Brock will insist what he teaches is not
above or better than what he calls sports karate, and that each
style has its benefits. However, he does feel his style gets
neglected.
“Everything in the (United States) is tournament-oriented, and
unless you are bringing trophies home, you never hear about the
guys who aren’t in tournaments,” he said. “Yet they are
extremely talented in their arts.”
That’s unfortunate, Brock believes, because he loves the purity
of the traditional style, something Tolliver and Gambrell have
maintained for 16 years. And they do so by their modest approach
to their black-belt accomplishments.
“You may have a white one, and I may have a black one, but mine is white underneath,” Gambrell said. “So it’s really no difference between us.” Brock does his best to share the tradition.

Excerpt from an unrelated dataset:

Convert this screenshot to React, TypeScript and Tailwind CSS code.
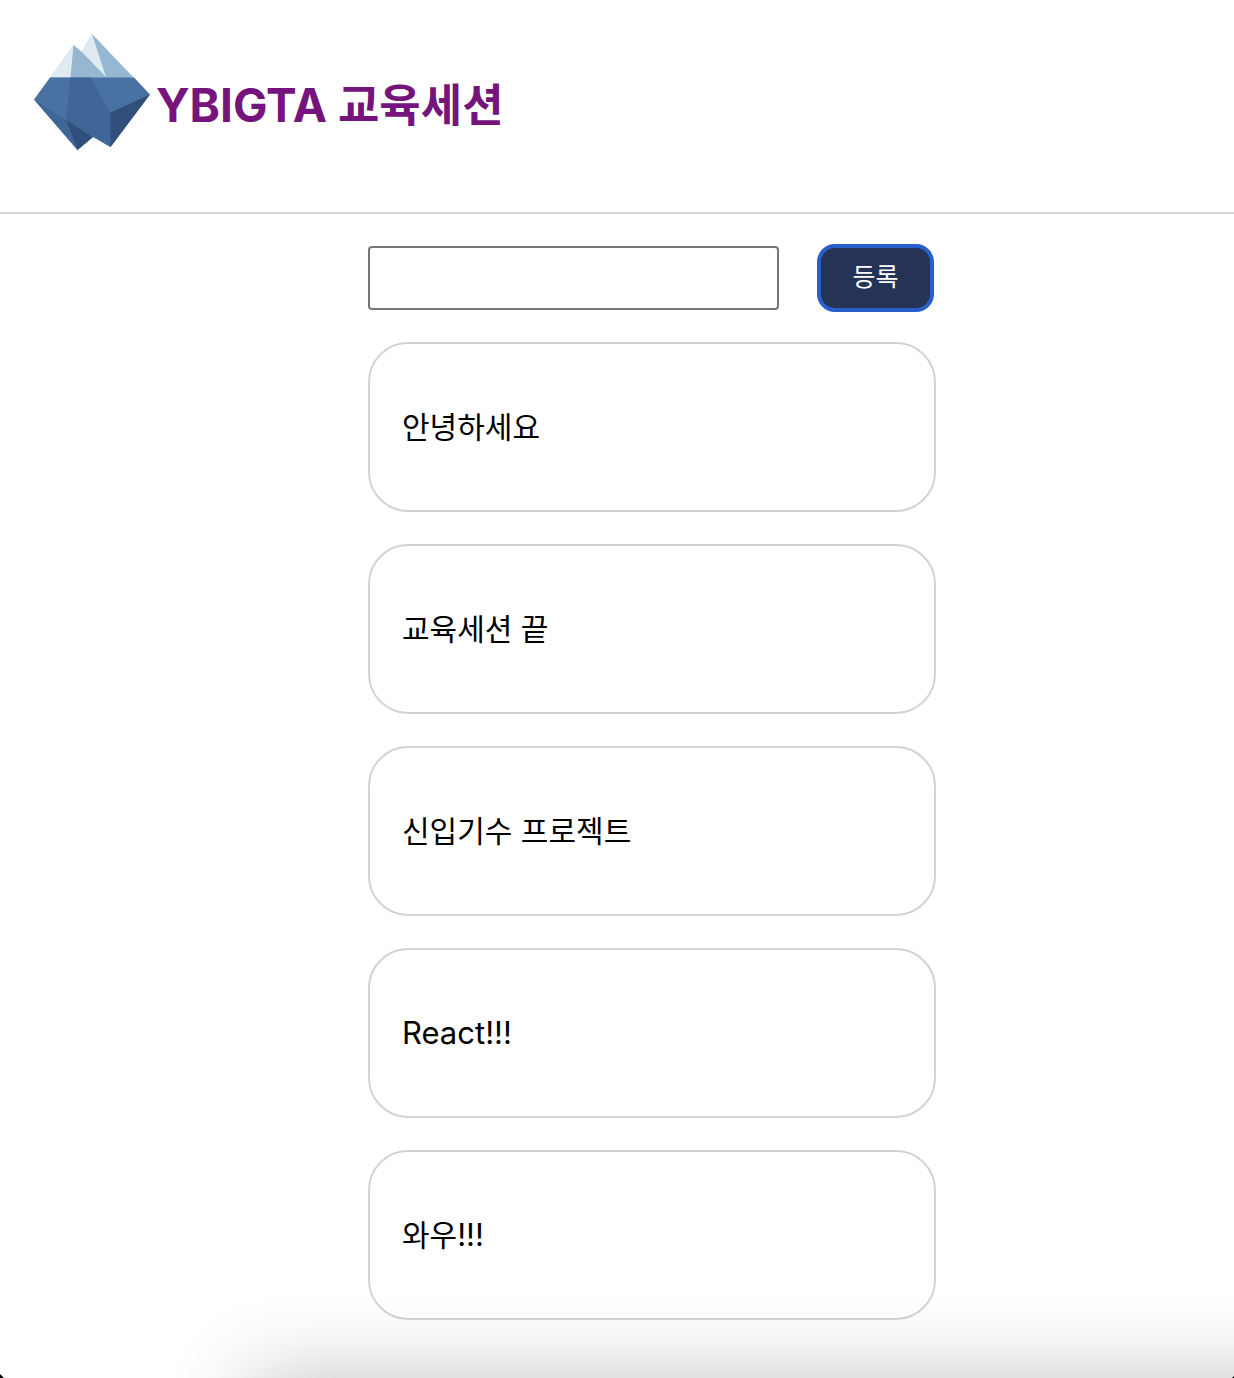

“I travel (to Okinawa) twice an year and train with my
instructor. He does me the same I do for my students. I can’t
just teach. I have to train to teach,” Brock said. “A really
good friend of mine, he’s 50 years old and from Charlotte, N.C.,
he asked me in October of last year if I can take him to my
instructor. You have to have permission. You can’t just walk in.
He asked me if I would bring him to my instructor. He has
several black belts in different styles.”
Brock fulfilled the request.
“We left that night after five hours straight of training and he was in tears,” Brock said. “He left that night and he said, ‘I’m indebted to you for the rest of my life.’ I said, ‘Why?’ He said, ‘I never knew what karate was about until tonight.’”
Tolliver and Gambrell have a philosophy for that, saying, “The more we learn, the more we realize we don’t know.” Brock said that tells him his students truly understand what karate really is.
“That says it completely right there,” Brock said. “It’s a lifetime journey, and you’re always learning. A white belt will learn from a black belt and a black belt will learn from a white belt.”